Career: I graduated from college, adding two very useful Computer Information Science Degrees to my useless B.A. degree. Check! I obtained a great job doing something I actually love, which has a great salary and benefits. Check!

Future career goals: I just happen to be really good at my job, and continuing to climb the ladder is inevitable, as long as I keep learning, staying ahead of the curve, and adding value to the agency I work for. Within five years, I hope to still be doing what I love, but perhaps in the private sector, where I can make more money, travel for work, and work remotely. I’d also like to see at least one of my novels published.

Financial: I like to keep these goals private. But my plans are positive and practical.
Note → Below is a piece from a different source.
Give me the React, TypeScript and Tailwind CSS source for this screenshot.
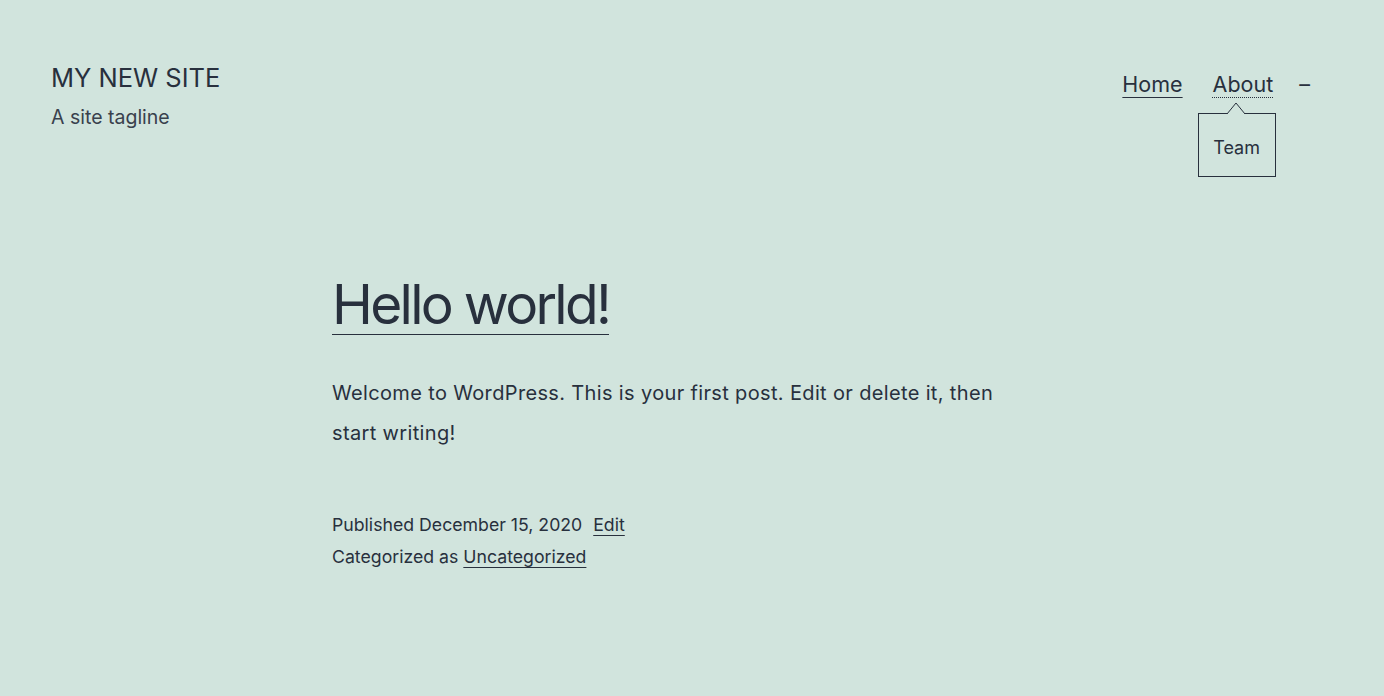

Social: Still nada. With the exception of the wonderful man I dated just over a year ago, I have been without any friends for more than seven years.

Future social goals: I’ve given up on the idea of my anemic social life changing, and decided to just embrace the “only” life. It can be lonely, having no one to call and chat with, or invite out places, or share joys or sorrows. But this has been my life for so long now, that I figure I can survive it indefinitely. Once in a great while, I go out to a Meetup with groups of strangers, to chat in a restaurant or go for a hike, just to pretend like I have some sort of social life. Sometimes, this is even fun.

Family: Five years from now, I will officially be a single empty nester. One kid is already a young adult, with his own life. One is a high school senior, on her way to university next fall. And the youngest has begun high school. So I guess my goal is to just keep loving and supporting them until they’re on their way. After that — who knows?

Future family goals: Well, I guess five years from now, I will be my own family. I would like to have a dog, if my lifestyle allows for it then. I would also like to continue supporting my grown children from a distance, as they start their own independent lives. I can totally see myself living somewhere far away from here, too, since I will have nothing left to keep me here. Seattle, maybe? San Francisco? London? Maybe a new location every year, if my work enables that kind of mobility. But these are all desperate ideas, since I’m honestly clueless about how to plan my future family/self goals. I guess I don’t really know what I should want.

Heading somewhere maybe who knows?

Health: I’m still doing what I should. I exercise daily (running a lot, going to the gym, and occasional tennis Meetups). I eat a mostly plant-based flexitarian diet. My weight is still in the ideal range, and my clothes fit well. I sleep regularly, see the doc regularly, my iron levels are finally within normal range, so my hair is growing again. Yay! I focus on self-care. I don’t have any bad habits to break. I feel good, and content, and just happy enough, most of the time.

Future health goals: I guess I just want more of the same.

Relationship: Last year, I had a wonderful, fulfilling, far-too-short relationship with the man who was perfect for me in every possible way. I pictured a future with him. I pictured an amazing future with him.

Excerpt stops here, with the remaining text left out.